While I have been praying for the current campaign for same sex “marriage” to be destroyed, I have also thought about alternatives to marriage. In NSW, for example, there is a relationship register set up primarily for gay couples but open to all couples. This would provide a legal recognition of a marriage celebrated by a church but outside of the legal marriage system.
Roger Olsen comments on the U.S. situation:
Some Thoughts (and a Proposal) about the Religion and Marriage Issue
It seems to me the next step in separation of church and state is one religious organizations should take. They should be proactive. Take the proverbial ball into their own court and decide and announce, very publically, that only they will decide for themselves who is and who is not married. This is the natural parallel with religious organizations alone deciding who is and who is not ordained.

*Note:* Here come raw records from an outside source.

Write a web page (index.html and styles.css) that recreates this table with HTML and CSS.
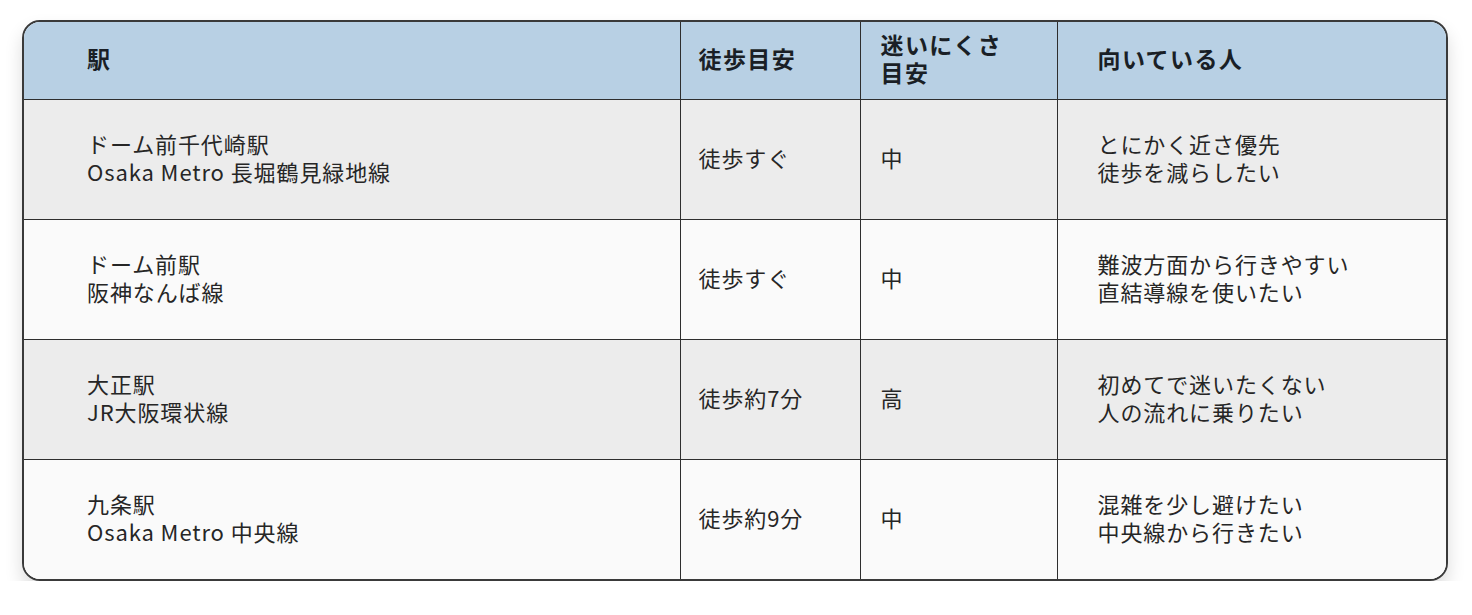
FILE: index.html
```html
<!DOCTYPE html>
<html lang="ja">
<head>
<meta charset="utf-8">
<link rel="stylesheet" href="styles.css">
</head>
<body>
<div class="card">
  <table class="tbl">
    <colgroup>
      <col class="c1"><col class="c2"><col class="c3"><col class="c4">
    </colgroup>
    <thead>
      <tr>
        <th class="p1"><span class="ln">駅</span></th>
        <th class="p2"><span class="ln">徒歩目安</span></th>
        <th class="p3"><span class="ln">迷いにくさ</span><span class="ln">目安</span></th>
        <th class="p4"><span class="ln">向いている人</span></th>
      </tr>
    </thead>
    <tbody>
      <tr class="odd">
        <td class="p1"><span class="ln">ドーム前千代崎駅</span><span class="ln">Osaka Metro 長堀鶴見緑地線</span></td>
        <td class="p2"><span class="ln">徒歩すぐ</span></td>
        <td class="p3"><span class="ln">中</span></td>
        <td class="p4"><span class="ln">とにかく近さ優先</span><span class="ln">徒歩を減らしたい</span></td>
      </tr>
      <tr class="even">
        <td class="p1"><span class="ln">ドーム前駅</span><span class="ln">阪神なんば線</span></td>
        <td class="p2"><span class="ln">徒歩すぐ</span></td>
        <td class="p3"><span class="ln">中</span></td>
        <td class="p4"><span class="ln">難波方面から行きやすい</span><span class="ln">直結導線を使いたい</span></td>
      </tr>
      <tr class="odd">
        <td class="p1"><span class="ln">大正駅</span><span class="ln">JR大阪環状線</span></td>
        <td class="p2"><span class="ln">徒歩約7分</span></td>
        <td class="p3"><span class="ln">高</span></td>
        <td class="p4"><span class="ln">初めてで迷いたくない</span><span class="ln">人の流れに乗りたい</span></td>
      </tr>
      <tr class="even">
        <td class="p1"><span class="ln">九条駅</span><span class="ln">Osaka Metro 中央線</span></td>
        <td class="p2"><span class="ln">徒歩約9分</span></td>
        <td class="p3"><span class="ln">中</span></td>
        <td class="p4"><span class="ln">混雑を少し避けたい</span><span class="ln">中央線から行きたい</span></td>
      </tr>
    </tbody>
  </table>
</div>
</body>
</html>
```

FILE: styles.css
```css
html, body {
  margin: 0;
  padding: 0;
  background: #ffffff;
}
body {
  font-family: "Noto Sans CJK JP", "Noto Sans", sans-serif;
  color: #222;
}
.card {
  margin: 20px 0 0 22px;
  width: 1426px;
  box-sizing: border-box;
  border: 2px solid #3a3a3a;
  border-radius: 18px;
  overflow: hidden;
  box-shadow: 0 10px 18px rgba(0,0,0,0.14);
}
.tbl {
  width: 100%;
  table-layout: fixed;
  border-collapse: collapse;
}
.c1 { width: 656px; }
.c2 { width: 180px; }
.c3 { width: 197px; }
.c4 { width: auto; }
th, td {
  border-left: 1.5px solid #2e2e2e;
  border-top: 1.5px solid #2e2e2e;
  vertical-align: middle;
  text-align: left;
  padding-top: 0;
  padding-bottom: 5px;
  font-size: 22px;
  line-height: 28px;
  letter-spacing: 0.9px;
}
.ln {
  display: block;
  height: 28px;
  overflow: visible;
  white-space: nowrap;
}
th:first-child, td:first-child { border-left: none; }
thead th { border-top: none; padding-bottom: 4px; }
thead tr {
  height: 77px;
  background: #b8d0e4;
}
thead th {
  font-weight: 700;
  font-size: 23px;
  letter-spacing: 1.4px;
  color: #1a1f26;
}
tbody tr { height: 120px; }
tbody td { color: #262626; font-weight: 400; }
.odd { background: #ececec; }
.even { background: #fafafa; }
.p1 { padding-left: 63px; }
.p2 { padding-left: 18px; }
.p3 { padding-left: 20px; }
.p4 { padding-left: 40px; }
```
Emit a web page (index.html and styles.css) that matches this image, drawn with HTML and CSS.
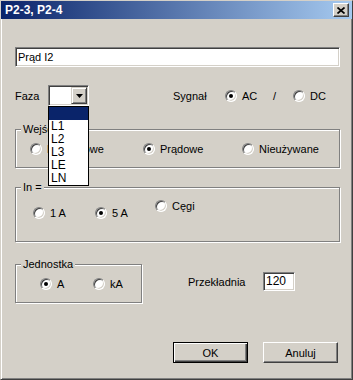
FILE: index.html
```html
<!DOCTYPE html>
<html lang="pl">
<head>
    <meta charset="UTF-8">
    <title>P2-3, P2-4</title>
    <link rel="stylesheet" href="styles.css">
</head>
<body>
<div class="window">
    <div class="titlebar">
        <span class="title">P2-3, P2-4</span>
        <span class="close-btn">
            <svg width="8" height="7" viewBox="0 0 8 7"><path d="M0.5 0.5L7.5 6.5M7.5 0.5L0.5 6.5" stroke="#000" stroke-width="1.7"/></svg>
        </span>
    </div>

    <div class="content">
        <div class="textbox name-box">Prąd I2</div>

        <div class="faza-row">
            <span class="faza-label">Faza</span>
            <div class="combo">
                <div class="combo-field"></div>
                <div class="combo-btn">
                    <svg width="7" height="4" viewBox="0 0 7 4"><path d="M0 0H7L3.5 4Z" fill="#000"/></svg>
                </div>
                <ul class="combo-list">
                    <li class="sel"></li>
                    <li>L1</li>
                    <li>L2</li>
                    <li>L3</li>
                    <li>LE</li>
                    <li>LN</li>
                </ul>
            </div>
            <span class="sygnal-label">Sygnał</span>
            <span class="opt opt-ac"><span class="radio on"></span>AC</span>
            <span class="slash">/</span>
            <span class="opt"><span class="radio"></span>DC</span>
        </div>

        <div class="group wejscie">
            <div class="group-title">Wejście</div>
            <div class="opts">
                <span class="opt w-113"><span class="radio"></span>Napięciowe</span>
                <span class="opt w-99"><span class="radio on"></span>Prądowe</span>
                <span class="opt"><span class="radio"></span>Nieużywane</span>
            </div>
        </div>

        <div class="group in-group">
            <div class="group-title">In =</div>
            <div class="opts in-opts">
                <span class="opt w-62 low"><span class="radio"></span>1 A</span>
                <span class="opt w-60 low"><span class="radio on"></span>5 A</span>
                <span class="opt"><span class="radio"></span>Cęgi</span>
            </div>
        </div>

        <div class="unit-row">
            <div class="group jednostka">
                <div class="group-title">Jednostka</div>
                <div class="opts">
                    <span class="opt w-53"><span class="radio on"></span>A</span>
                    <span class="opt"><span class="radio"></span>kA</span>
                </div>
            </div>
            <div class="ratio">
                <span class="ratio-label">Przekładnia</span>
                <div class="textbox ratio-box">120</div>
            </div>
        </div>

        <div class="buttons">
            <button class="btn default">OK</button>
            <button class="btn">Anuluj</button>
        </div>
    </div>
</div>
</body>
</html>
```

FILE: styles.css
```css
body {
    margin: 0;
    font-family: "Liberation Sans", Arial, sans-serif;
    font-size: 11px;
    color: #000;
    background-color: #d4d0c8;
}

.window {
    width: 353px;
    height: 380px;
    box-sizing: border-box;
    background-color: #d4d0c8;
    border: 1px solid;
    border-color: #d4d0c8 #404040 #404040 #d4d0c8;
    box-shadow: inset 1px 1px #fff, inset -1px -1px #808080;
}

/* title bar */
.titlebar {
    height: 18px;
    display: flex;
    align-items: center;
    justify-content: space-between;
    padding: 0 3px 0 4px;
    background: linear-gradient(to right, #0a246a, #a6caf0);
}

.title {
    color: #fff;
    font-weight: bold;
    font-size: 12px;
}

.close-btn {
    width: 16px;
    height: 14px;
    box-sizing: border-box;
    display: flex;
    align-items: center;
    justify-content: center;
    background-color: #d4d0c8;
    border: 1px solid;
    border-color: #fff #404040 #404040 #fff;
    box-shadow: inset -1px -1px #808080;
}

.content {
    padding: 28px 12px 0 14px;
}

/* sunken edit fields */
.textbox {
    box-sizing: border-box;
    background-color: #fff;
    border: 1px solid;
    border-color: #808080 #fff #fff #808080;
    box-shadow: inset 1px 1px #404040, inset -1px -1px #d4d0c8;
    padding: 0 2px;
}

.name-box {
    height: 20px;
    line-height: 18px;
}

/* Faza / Sygnał row */
.faza-row {
    display: flex;
    align-items: center;
    height: 21px;
    margin-top: 18px;
}

.faza-label {
    width: 33px;
}

.combo {
    position: relative;
    width: 41px;
    height: 21px;
    box-sizing: border-box;
    padding: 1px;
    display: flex;
    border: 1px solid;
    border-color: #808080 #fff #fff #808080;
    box-shadow: inset 1px 1px #404040, inset -1px -1px #d4d0c8;
}

.combo-field {
    flex: 1;
    background-color: #fff;
}

.combo-btn {
    width: 16px;
    box-sizing: border-box;
    display: flex;
    align-items: center;
    justify-content: center;
    background-color: #d4d0c8;
    border: 1px solid;
    border-color: #d4d0c8 #404040 #404040 #d4d0c8;
    box-shadow: inset 1px 1px #fff, inset -1px -1px #808080;
}

.combo-list {
    position: absolute;
    top: 20px;
    left: -1px;
    z-index: 2;
    width: 41px;
    box-sizing: border-box;
    margin: 0;
    padding: 0;
    list-style: none;
    background-color: #fff;
    border: 1px solid #000;
}

.combo-list li {
    height: 13px;
    line-height: 13px;
    padding-left: 2px;
    font-size: 12px;
}

.combo-list li.sel {
    background-color: #0a246a;
}

.sygnal-label {
    margin-left: 84px;
    width: 52px;
}

.opt-ac {
    width: 48px;
}

.slash {
    width: 20px;
}

/* radio buttons */
.opt {
    display: flex;
    align-items: center;
    gap: 5px;
    flex: none;
}

.radio {
    width: 12px;
    height: 12px;
    box-sizing: border-box;
    flex: none;
    display: flex;
    align-items: center;
    justify-content: center;
    border-radius: 50%;
    background-color: #fff;
    border: 1px solid;
    border-color: #808080 #fff #fff #808080;
    box-shadow: inset 1px 1px #404040, inset -1px -1px #d4d0c8;
}

.radio.on::after {
    content: "";
    width: 4px;
    height: 4px;
    border-radius: 50%;
    background-color: #000;
}

.w-113 { width: 113px; }
.w-99 { width: 99px; }
.w-62 { width: 62px; }
.w-60 { width: 60px; }
.w-53 { width: 53px; }

/* group boxes */
.group {
    box-sizing: border-box;
    border: 1px solid #808080;
    box-shadow: inset 1px 1px #fff, 1px 1px #fff;
}

.group-title {
    width: fit-content;
    margin: -7px 0 0 5px;
    padding: 0 2px;
    line-height: 13px;
    background-color: #d4d0c8;
}

.opts {
    display: flex;
    align-items: center;
    height: 13px;
    margin-top: 6px;
}

.wejscie {
    height: 39px;
    margin-top: 23px;
}

.wejscie .opts {
    padding-left: 14px;
}

.in-group {
    height: 55px;
    margin-top: 19px;
}

.in-opts {
    align-items: flex-start;
    padding-left: 17px;
}

.in-opts .low {
    margin-top: 7px;
}

.unit-row {
    display: flex;
    align-items: flex-start;
    margin-top: 22px;
}

.jednostka {
    width: 127px;
    height: 39px;
}

.jednostka .opts {
    padding-left: 24px;
}

.ratio {
    display: flex;
    align-items: center;
    margin: 8px 0 0 46px;
}

.ratio-label {
    width: 75px;
}

.ratio-box {
    width: 32px;
    height: 19px;
    line-height: 17px;
    font-size: 12px;
}

/* OK / Anuluj */
.buttons {
    display: flex;
    justify-content: flex-end;
    gap: 15px;
    margin-top: 39px;
    padding-right: 2px;
}

.btn {
    width: 75px;
    height: 21px;
    box-sizing: border-box;
    padding: 0;
    font: inherit;
    color: #000;
    background-color: #d4d0c8;
    border: 1px solid;
    border-color: #fff #404040 #404040 #fff;
    box-shadow: inset -1px -1px #808080;
}

.btn.default {
    border-color: #000;
    box-shadow: inset 1px 1px #fff, inset -1px -1px #404040, inset -2px -2px #808080;
}
```
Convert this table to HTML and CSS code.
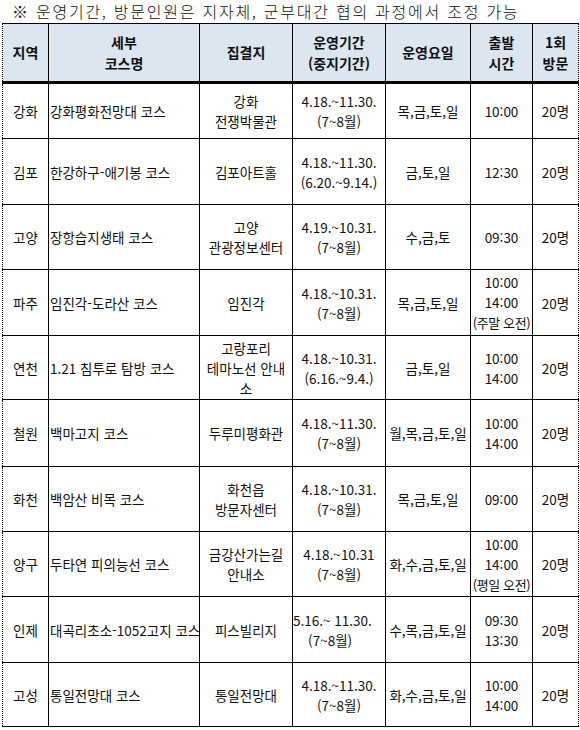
FILE: index.html
```html
<!DOCTYPE html>
<html lang="ko">
<head>
<meta charset="utf-8">
<title>운영 코스</title>
<link rel="stylesheet" href="styles.css">
</head>
<body>
<div class="page">
  <p class="note">※ 운영기간, 방문인원은 지자체, 군부대간 협의 과정에서 조정 가능</p>
  <table class="courses">
    <colgroup>
      <col class="c-region">
      <col class="c-course">
      <col class="c-meet">
      <col class="c-period">
      <col class="c-days">
      <col class="c-time">
      <col class="c-count">
    </colgroup>
    <thead>
      <tr class="head">
        <th>지역</th>
        <th>세부<br>코스명</th>
        <th>집결지</th>
        <th>운영기간<br>(중지기간)</th>
        <th>운영요일</th>
        <th>출발<br>시간</th>
        <th>1회<br>방문</th>
      </tr>
    </thead>
    <tbody>
      <tr class="r1">
        <td>강화</td>
        <td class="course">강화평화전망대 코스</td>
        <td>강화<br>전쟁박물관</td>
        <td>4.18.~11.30.<br>(7~8월)</td>
        <td>목,금,토,일</td>
        <td>10:00</td>
        <td>20명</td>
      </tr>
      <tr class="r2">
        <td>김포</td>
        <td class="course">한강하구-애기봉 코스</td>
        <td>김포아트홀</td>
        <td>4.18.~11.30.<br>(6.20.~9.14.)</td>
        <td>금,토,일</td>
        <td>12:30</td>
        <td>20명</td>
      </tr>
      <tr class="r3">
        <td>고양</td>
        <td class="course">장항습지생태 코스</td>
        <td>고양<br>관광정보센터</td>
        <td>4.19.~10.31.<br>(7~8월)</td>
        <td>수,금,토</td>
        <td>09:30</td>
        <td>20명</td>
      </tr>
      <tr class="r4">
        <td>파주</td>
        <td class="course">임진각-도라산 코스</td>
        <td>임진각</td>
        <td>4.18.~10.31.<br>(7~8월)</td>
        <td>목,금,토,일</td>
        <td>10:00<br>14:00<br><span class="tight">(주말 오전)</span></td>
        <td>20명</td>
      </tr>
      <tr class="r5">
        <td>연천</td>
        <td class="course">1.21 침투로 탐방 코스</td>
        <td>고랑포리<br>테마노선 안내<br>소</td>
        <td>4.18.~10.31.<br>(6.16.~9.4.)</td>
        <td>금,토,일</td>
        <td>10:00<br>14:00</td>
        <td>20명</td>
      </tr>
      <tr class="r6">
        <td>철원</td>
        <td class="course">백마고지 코스</td>
        <td>두루미평화관</td>
        <td>4.18.~11.30.<br>(7~8월)</td>
        <td>월,목,금,토,일</td>
        <td>10:00<br>14:00</td>
        <td>20명</td>
      </tr>
      <tr class="r7">
        <td>화천</td>
        <td class="course">백암산 비목 코스</td>
        <td>화천읍<br>방문자센터</td>
        <td>4.18.~10.31.<br>(7~8월)</td>
        <td>목,금,토,일</td>
        <td>09:00</td>
        <td>20명</td>
      </tr>
      <tr class="r8">
        <td>양구</td>
        <td class="course">두타연 피의능선 코스</td>
        <td>금강산가는길<br>안내소</td>
        <td>4.18.~10.31<br>(7~8월)</td>
        <td>화,수,금,토,일</td>
        <td>10:00<br>14:00<br><span class="tight">(평일 오전)</span></td>
        <td>20명</td>
      </tr>
      <tr class="r9">
        <td>인제</td>
        <td class="course">대곡리초소-1052고지 코스</td>
        <td>피스빌리지</td>
        <td class="left">5.16.~ 11.30.<br>&nbsp;&nbsp;&nbsp;&nbsp;(7~8월)</td>
        <td>수,목,금,토,일</td>
        <td>09:30<br>13:30</td>
        <td>20명</td>
      </tr>
      <tr class="r10">
        <td>고성</td>
        <td class="course">통일전망대 코스</td>
        <td>통일전망대</td>
        <td>4.18.~11.30.<br>(7~8월)</td>
        <td>화,수,금,토,일</td>
        <td>10:00<br>14:00</td>
        <td>20명</td>
      </tr>
    </tbody>
  </table>
</div>
</body>
</html>
```

FILE: styles.css
```css
html, body {
  margin: 0;
  padding: 0;
  background: #ffffff;
}

body {
  font-family: "Noto Sans CJK KR", "Noto Sans", sans-serif;
  color: #111111;
}

.page {
  width: 580px;
  padding-left: 2px;
}

.note {
  margin: 0;
  height: 23px;
  padding-left: 10px;
  font-size: 16px;
  font-weight: 300;
  line-height: 23px;
  letter-spacing: 1.75px;
  white-space: nowrap;
}

.courses {
  border-collapse: collapse;
  table-layout: fixed;
  width: 576px;
  font-size: 13.5px;
  line-height: 20px;
  border-top: 1px solid #000;
  border-bottom: 1px solid #000;
  border-left: 1px dotted #000;
  border-right: 1px dotted #000;
}

.c-region { width: 46px; }
.c-course { width: 151px; }
.c-meet { width: 93px; }
.c-period { width: 93px; }
.c-days { width: 85px; }
.c-time { width: 62px; }
.c-count { width: 46px; }

.courses th,
.courses td {
  padding: 0;
  text-align: center;
  vertical-align: middle;
  white-space: nowrap;
  overflow: visible;
  border-left: 1px solid #000;
  border-bottom: 1px solid #000;
}

.courses th:first-child,
.courses td:first-child {
  border-left: 1px dotted #000;
}

.courses th {
  background: #dce6f1;
  font-weight: 700;
  font-size: 14px;
  line-height: 21px;
  border-bottom: 3px solid #000;
}

.head { height: 59px; }
.r1 { height: 56px; }
.r2 { height: 66px; }
.r3 { height: 65px; }
.r4 { height: 66px; }
.r5 { height: 64px; }
.r6 { height: 67px; }
.r7 { height: 65px; }
.r8 { height: 65px; }
.r9 { height: 66px; }
.r10 { height: 64px; }

.courses td.course {
  text-align: left;
  padding-left: 1px;
}

.courses td.left {
  text-align: left;
}

.tight {
  letter-spacing: -0.4px;
  font-size: 13px;
}
```
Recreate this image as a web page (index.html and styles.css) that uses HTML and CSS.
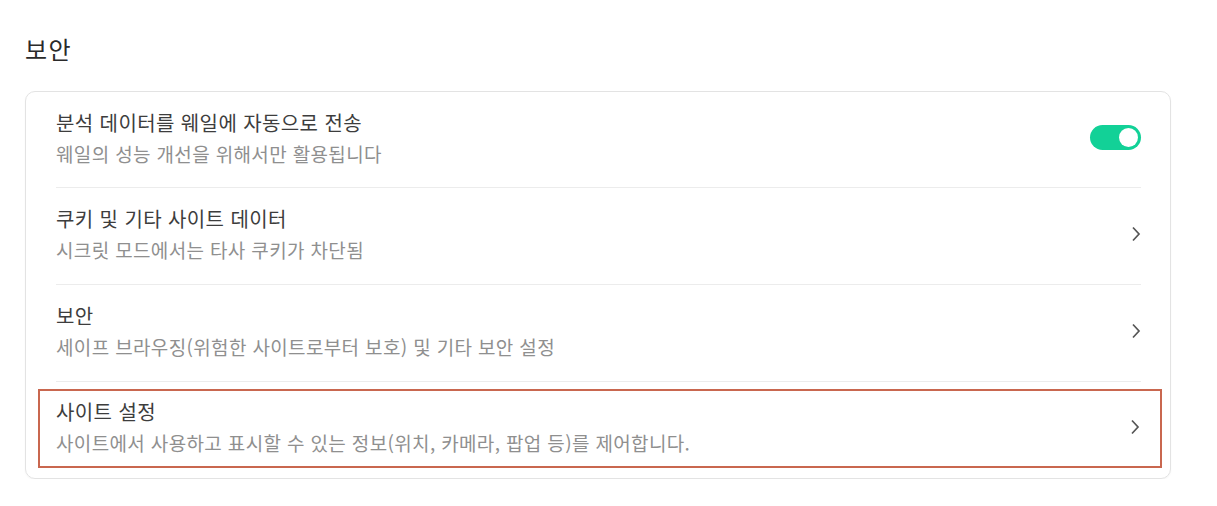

In “old Europe” governments decided who was ordained with all the civil privileges and responsibilities attached to that status. So-called “sects” (religious organizations not recognized by the state) could ordain whomever they wished but, in the eyes of government, those ordinations meant nothing. In “new America,” gradually, through a series of court decisions, all governments got out of the business of deciding valid ordinations. Today, so far as I know, no government entity in the U.S. has the authority to declare any religious organization’s ordinations valid or invalid.
The next natural step is for churches and other religious organizations to take away from government the right and authority to decide for them who is married and who is not. Already some Baptist churches in Texas, for example, are doing this. Some are calling the marriages they perform and recognize “covenant marriage” and relegating marriages they don’t recognize as valid, for them, to the category “civil marriages” or “civil unions.”